Starting at the line that contains "Rebuild this screenshot as a component, using Svelte" and stopping at the line that contains "['aws', 'asynchronous', 'schedule', 'management-tools'];", return those lines exactly and nothing else. Both end lines count; pictures do not.
** START Provided information **
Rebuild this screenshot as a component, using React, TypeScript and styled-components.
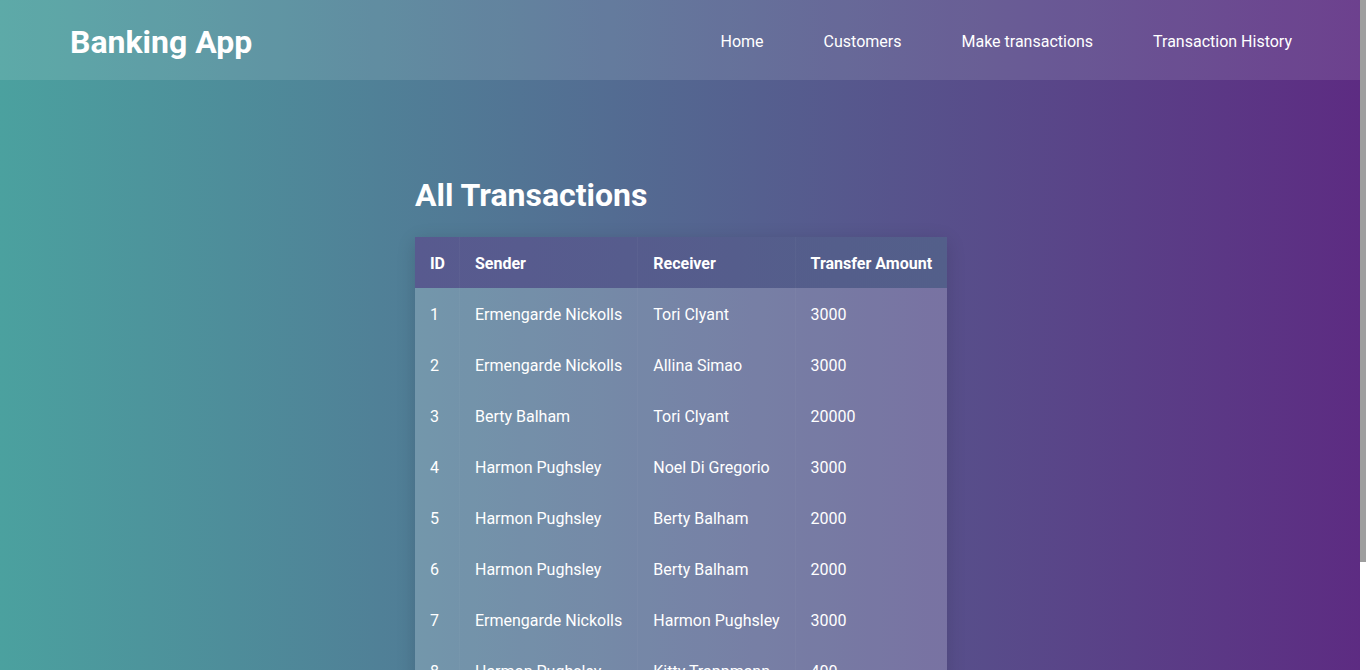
import React from "react";
import styled, { createGlobalStyle } from "styled-components";

const GlobalStyle = createGlobalStyle`
  html, body {
    margin: 0;
    padding: 0;
    height: 100%;
    overflow: hidden;
  }
  body {
    font-family: Roboto, "Noto Sans", sans-serif;
    color: #ffffff;
  }
`;

const Frame = styled.div`
  display: flex;
  height: 100vh;
  background: linear-gradient(to right, #4ba19f 0%, #5d2b82 100%);
`;

const Page = styled.div`
  flex: 1;
  min-width: 0;
  overflow-y: auto;
  &::-webkit-scrollbar {
    display: none;
  }
`;

const ScrollRail = styled.div`
  width: 6px;
  flex-shrink: 0;
  background: #ffffff;
`;

const ScrollThumb = styled.div`
  height: 562px;
  background: #9e9e9e;
`;

const NavBar = styled.header`
  height: 80px;
  padding: 0 68px 0 70px;
  display: flex;
  align-items: center;
  justify-content: space-between;
  background: rgba(255, 255, 255, 0.1);
`;

const Brand = styled.div`
  font-size: 32px;
  font-weight: 700;
  line-height: 38px;
  padding-top: 4px;
`;

const NavLinks = styled.nav`
  display: flex;
  align-items: center;
  gap: 60px;
  padding-top: 2px;
`;

const NavLink = styled.a`
  font-size: 16px;
  color: #ffffff;
  text-decoration: none;
  cursor: pointer;
`;

const Main = styled.main`
  width: fit-content;
  margin: 0 auto;
  padding: 96px 0 51px 2px;
`;

const Title = styled.h1`
  margin: 0 0 23px;
  font-size: 32px;
  line-height: 38px;
  font-weight: 700;
`;

const Table = styled.table`
  border-collapse: collapse;
  border-spacing: 0;
  box-shadow: 0 4px 18px rgba(0, 0, 0, 0.14);
`;

const HeadRow = styled.tr`
  background: linear-gradient(to right, #585a8f, #535f8a);
`;

const BodyRow = styled.tr`
  background: rgba(255, 255, 255, 0.2);
`;

const HeadCell = styled.th`
  padding: 17px 15px 15px;
  line-height: 19px;
  font-size: 16px;
  font-weight: 700;
  text-align: left;
  white-space: nowrap;
  border-left: 1px solid rgba(255, 255, 255, 0.03);
  &:first-child {
    border-left: none;
    padding-right: 14px;
  }
`;

const Cell = styled.td`
  padding: 17px 15px 15px;
  line-height: 19px;
  font-size: 16px;
  font-weight: 400;
  white-space: nowrap;
  border-left: 1px solid rgba(255, 255, 255, 0.03);
  &:first-child {
    border-left: none;
    padding-right: 14px;
  }
`;

const transactions = [
  { id: 1, sender: "Ermengarde Nickolls", receiver: "Tori Clyant", amount: 3000 },
  { id: 2, sender: "Ermengarde Nickolls", receiver: "Allina Simao", amount: 3000 },
  { id: 3, sender: "Berty Balham", receiver: "Tori Clyant", amount: 20000 },
  { id: 4, sender: "Harmon Pughsley", receiver: "Noel Di Gregorio", amount: 3000 },
  { id: 5, sender: "Harmon Pughsley", receiver: "Berty Balham", amount: 2000 },
  { id: 6, sender: "Harmon Pughsley", receiver: "Berty Balham", amount: 2000 },
  { id: 7, sender: "Ermengarde Nickolls", receiver: "Harmon Pughsley", amount: 3000 },
  { id: 8, sender: "Harmon Pughsley", receiver: "Kitty Trappmann", amount: 400 },
  { id: 9, sender: "Kitty Trappmann", receiver: "Noel Di Gregorio", amount: 2500 },
];

export default function App() {
  return (
    <>
      <GlobalStyle />
      <Frame>
        <Page>
          <NavBar>
            <Brand>Banking App</Brand>
            <NavLinks>
              <NavLink>Home</NavLink>
              <NavLink>Customers</NavLink>
              <NavLink>Make transactions</NavLink>
              <NavLink>Transaction History</NavLink>
            </NavLinks>
          </NavBar>
          <Main>
            <Title>All Transactions</Title>
            <Table>
              <thead>
                <HeadRow>
                  <HeadCell>ID</HeadCell>
                  <HeadCell>Sender</HeadCell>
                  <HeadCell>Receiver</HeadCell>
                  <HeadCell>Transfer Amount</HeadCell>
                </HeadRow>
              </thead>
              <tbody>
                {transactions.map((t) => (
                  <BodyRow key={t.id}>
                    <Cell>{t.id}</Cell>
                    <Cell>{t.sender}</Cell>
                    <Cell>{t.receiver}</Cell>
                    <Cell>{t.amount}</Cell>
                  </BodyRow>
                ))}
              </tbody>
            </Table>
          </Main>
        </Page>
        <ScrollRail>
          <ScrollThumb />
        </ScrollRail>
      </Frame>
    </>
  );
}
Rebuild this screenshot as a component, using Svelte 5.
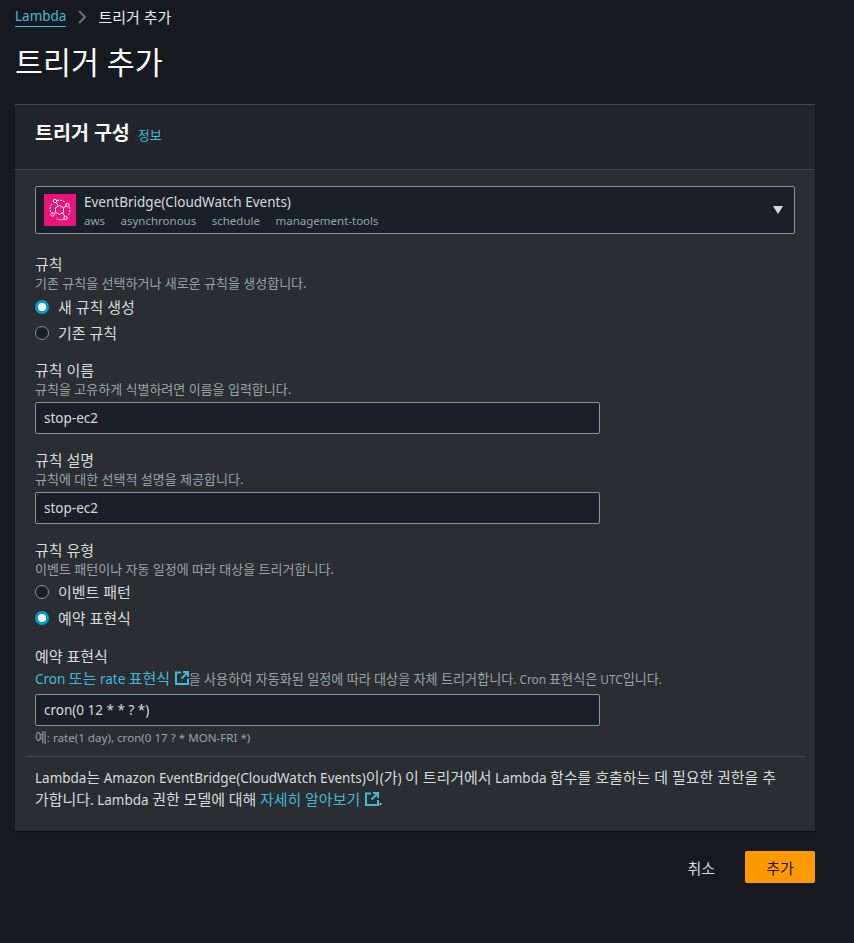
<script>
	let ruleMode = $state('new');
	let ruleType = $state('schedule');
	let ruleName = $state('stop-ec2');
	let ruleDesc = $state('stop-ec2');
	let cron = $state('cron(0 12 * * ? *)');
	const tags = ['aws', 'asynchronous', 'schedule', 'management-tools'];

	// hangul sits a bit bigger than latin in the original, so split mixed strings into runs
	const hangul = /([\uAC00-\uD7A3]+(?:\s+[\uAC00-\uD7A3]+)*)/;
	function runs(text) {
		return text.split(hangul).filter(Boolean).map((t) => ({ t, ko: hangul.test(t) }));
	}
</script>

{#snippet mixed(text)}{#each runs(text) as r}<span class:ko={r.ko}>{r.t}</span>{/each}{/snippet}

{#snippet extIcon()}
	<svg class="ext" width="14" height="14" viewBox="0 0 14 14" fill="none" stroke="currentColor" stroke-width="2">
		<path d="M6 1.500H1v11.500h12V8" />
		<path d="M8 1h5v5" />
		<path d="M12.500 1.500L6.500 7.500" />
	</svg>
{/snippet}

<div class="page">
	<nav class="crumbs">
		<a class="crumb-link" href="#lambda">Lambda</a>
		<svg width="10" height="14" viewBox="0 0 10 14" fill="none" stroke="#687078" stroke-width="2"><path d="M2 1l6 6-6 6" /></svg>
		<span>트리거 추가</span>
	</nav>

	<h1>트리거 추가</h1>

	<section class="card">
		<header class="card-head">
			<h2>트리거 구성</h2>
			<a class="info" href="#info">정보</a>
		</header>

		<div class="card-body">
			<div class="select">
				<div class="logo">
					<svg width="32" height="32" viewBox="0 0 32 32" fill="none" stroke="#fff" stroke-width="1">
						<path d="M15.500 11.500l4 2.300v4.400l-4 2.300-4-2.300v-4.400z" />
						<circle cx="11" cy="7" r="1.700" />
						<circle cx="23.500" cy="11" r="1.700" />
						<circle cx="21.500" cy="24" r="1.700" />
						<circle cx="8.500" cy="20.500" r="1.700" />
						<path d="M13 6.500c3-.8 6-.2 8.500 2" stroke-dasharray="2 1" />
						<path d="M25.500 13c1 3 .5 6-1.500 8.500" stroke-dasharray="2 1" />
						<path d="M19.500 25.500c-2.500.5-5 .3-7-.8" stroke-dasharray="2 1" />
						<path d="M6.500 18c-1-3-.5-6 1.500-8.500" stroke-dasharray="2 1" />
						<path d="M12 8.500l2 3M21.800 12l-2.300 2M20.800 22.300l-2-3M10.300 19.500l1.500-1" />
					</svg>
				</div>
				<div class="select-text">
					<div class="select-title">EventBridge(CloudWatch Events)</div>
					<div class="tags">
						{#each tags as tag}
							<span>{tag}</span>
						{/each}
					</div>
				</div>
				<span class="caret"></span>
			</div>

			<div class="field rule-field">
				<div class="label">규칙</div>
				<div class="hint">기존 규칙을 선택하거나 새로운 규칙을 생성합니다.</div>
				<div class="radios first">
					<label class="radio"><input type="radio" bind:group={ruleMode} value="new" /><span>새 규칙 생성</span></label>
					<label class="radio"><input type="radio" bind:group={ruleMode} value="existing" /><span>기존 규칙</span></label>
				</div>
			</div>

			<div class="field name-field">
				<div class="label">규칙 이름</div>
				<div class="hint">규칙을 고유하게 식별하려면 이름을 입력합니다.</div>
				<input class="text" type="text" bind:value={ruleName} />
			</div>

			<div class="field">
				<div class="label">규칙 설명</div>
				<div class="hint">규칙에 대한 선택적 설명을 제공합니다.</div>
				<input class="text" type="text" bind:value={ruleDesc} />
			</div>

			<div class="field">
				<div class="label">규칙 유형</div>
				<div class="hint">이벤트 패턴이나 자동 일정에 따라 대상을 트리거합니다.</div>
				<div class="radios">
					<label class="radio"><input type="radio" bind:group={ruleType} value="pattern" /><span>이벤트 패턴</span></label>
					<label class="radio"><input type="radio" bind:group={ruleType} value="schedule" /><span>예약 표현식</span></label>
				</div>
			</div>

			<div class="field cron-field">
				<div class="label">예약 표현식</div>
				<div class="desc"><a href="#cron">{@render mixed('Cron 또는 rate 표현식')} {@render extIcon()}</a>{@render mixed('을 사용하여 자동화된 일정에 따라 대상을 자체 트리거합니다. Cron 표현식은 UTC입니다.')}</div>
				<input class="text cron" type="text" bind:value={cron} />
				<div class="example">{@render mixed('예: rate(1 day), cron(0 17 ? * MON-FRI *)')}</div>
			</div>
		</div>

		<div class="notice">
			<p>{@render mixed('Lambda는 Amazon EventBridge(CloudWatch Events)이(가) 이 트리거에서 Lambda 함수를 호출하는 데 필요한 권한을 추')}<br />{@render mixed('가합니다. Lambda 권한 모델에 대해 ')}<a href="#more">{@render mixed('자세히 알아보기')} {@render extIcon()}</a>.</p>
		</div>
	</section>

	<div class="actions">
		<button class="cancel">취소</button>
		<button class="primary">추가</button>
	</div>
</div>

<style>
	:global(body) {
		background: #16191f;
	}
	.page {
		box-sizing: border-box;
		width: 854px;
		height: 943px;
		padding: 0 39px 0 15px;
		background: #16191f;
		color: #eaeded;
		font-family: "Noto Sans", "Noto Sans CJK KR", sans-serif;
		font-size: 14px;
		line-height: 20px;
		overflow: hidden;
	}
	a {
		color: #44b9d6;
		text-decoration: none;
	}
	.ko {
		font-size: 1.11em;
		line-height: 1;
	}
	.crumbs {
		display: flex;
		align-items: center;
		gap: 11px;
		height: 34px;
		font-size: 13.500px;
	}
	.crumbs > span {
		font-size: 15px;
	}
	.crumb-link {
		border-bottom: 1px solid #44b9d6;
		line-height: 19px;
	}
	h1 {
		margin: 0;
		height: 70px;
		font-size: 30.400px;
		line-height: 58px;
		font-weight: 400;
		color: #fafafa;
	}
	.card {
		background: #2a2e33;
		border-top: 1px solid #414750;
		box-shadow: 0 1px 1px #0c0e12;
		height: 726px;
	}
	.card-head {
		display: flex;
		align-items: baseline;
		gap: 8px;
		box-sizing: border-box;
		height: 65px;
		padding: 14px 20px 0;
		background: #22262c;
		border-bottom: 1px solid #414750;
	}
	h2 {
		margin: 0;
		font-size: 19.500px;
		line-height: 28px;
		font-weight: 700;
		color: #fafafa;
	}
	.info {
		font-size: 13px;
	}
	.card-body {
		padding: 16px 20px 0;
	}
	.select {
		display: flex;
		align-items: center;
		box-sizing: border-box;
		height: 48px;
		padding: 0 8px;
		background: #1a2029;
		border: 1px solid #879596;
		border-radius: 2px;
	}
	.logo {
		display: flex;
		align-items: center;
		justify-content: center;
		width: 32px;
		height: 32px;
		background: #e7157b;
		flex: none;
	}
	.select-text {
		flex: 1;
		margin-left: 8px;
		padding-top: 2px;
	}
	.select-title {
		font-size: 13.500px;
		line-height: 19px;
		color: #d5dbdb;
	}
	.tags {
		display: flex;
		gap: 15.500px;
		font-size: 11.500px;
		line-height: 17px;
		color: #95a5a6;
	}
	.caret {
		width: 0;
		height: 0;
		margin-right: 3px;
		border-left: 5px solid transparent;
		border-right: 5px solid transparent;
		border-top: 8px solid #d5dbdb;
	}
	.field {
		margin-top: 16px;
	}
	.rule-field {
		margin-top: 20px;
	}
	.name-field {
		margin-top: 14px;
	}
	.cron-field {
		margin-top: 15px;
	}
	.label {
		font-size: 15px;
		line-height: 20px;
		color: #d5dbdb;
	}
	.hint {
		margin-top: 1px;
		font-size: 13px;
		line-height: 16px;
		color: #95a5a6;
	}
	.desc {
		margin-top: 3px;
		font-size: 11.800px;
		line-height: 20px;
		color: #95a5a6;
	}
	.desc a {
		font-size: 13.500px;
	}
	.ext {
		vertical-align: -1px;
		margin-left: 1px;
	}
	.radios {
		margin-top: 2px;
	}
	.radios.first {
		margin-top: 3px;
	}
	.radio {
		display: flex;
		align-items: center;
		gap: 9px;
		height: 26px;
		font-size: 15px;
		color: #d5dbdb;
	}
	.radio input {
		appearance: none;
		box-sizing: border-box;
		width: 14px;
		height: 14px;
		margin: 0;
		border-radius: 50%;
		background: #1a2029;
		border: 1px solid #879596;
	}
	.radio input:checked {
		background: #fff;
		border: 3.500px solid #00a1c9;
	}
	input.text {
		display: block;
		box-sizing: border-box;
		width: 565px;
		height: 32px;
		margin-top: 5px;
		padding: 0 8px;
		background: #1a2029;
		border: 1px solid #879596;
		border-radius: 2px;
		color: #d5dbdb;
		font-family: inherit;
		font-size: 13.500px;
		outline: none;
	}
	.example {
		margin-top: 4px;
		font-size: 11.600px;
		line-height: 16px;
		color: #95a5a6;
	}
	.notice {
		margin-top: 10px;
		padding: 0 20px;
	}
	.notice::before {
		content: "";
		display: block;
		height: 1px;
		margin: 0 -10px;
		background: #414750;
	}
	.notice p {
		margin: 10px 0 0;
		font-size: 13.500px;
		line-height: 22px;
		color: #d5dbdb;
	}
	.actions {
		display: flex;
		justify-content: flex-end;
		align-items: center;
		gap: 30px;
		margin-top: 20px;
	}
	button {
		font-family: inherit;
		font-size: 15px;
		border: 0;
		border-radius: 2px;
		cursor: pointer;
	}
	.cancel {
		padding: 0;
		background: none;
		color: #d5dbdb;
	}
	.primary {
		width: 70px;
		height: 32px;
		background: #ff9900;
		color: #16191f;
	}
</style>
** END Provided information **
▶ _Answer to this task_
Rebuild this screenshot as a component, using Svelte 5.
<script>
	let ruleMode = $state('new');
	let ruleType = $state('schedule');
	let ruleName = $state('stop-ec2');
	let ruleDesc = $state('stop-ec2');
	let cron = $state('cron(0 12 * * ? *)');
	const tags = ['aws', 'asynchronous', 'schedule', 'management-tools'];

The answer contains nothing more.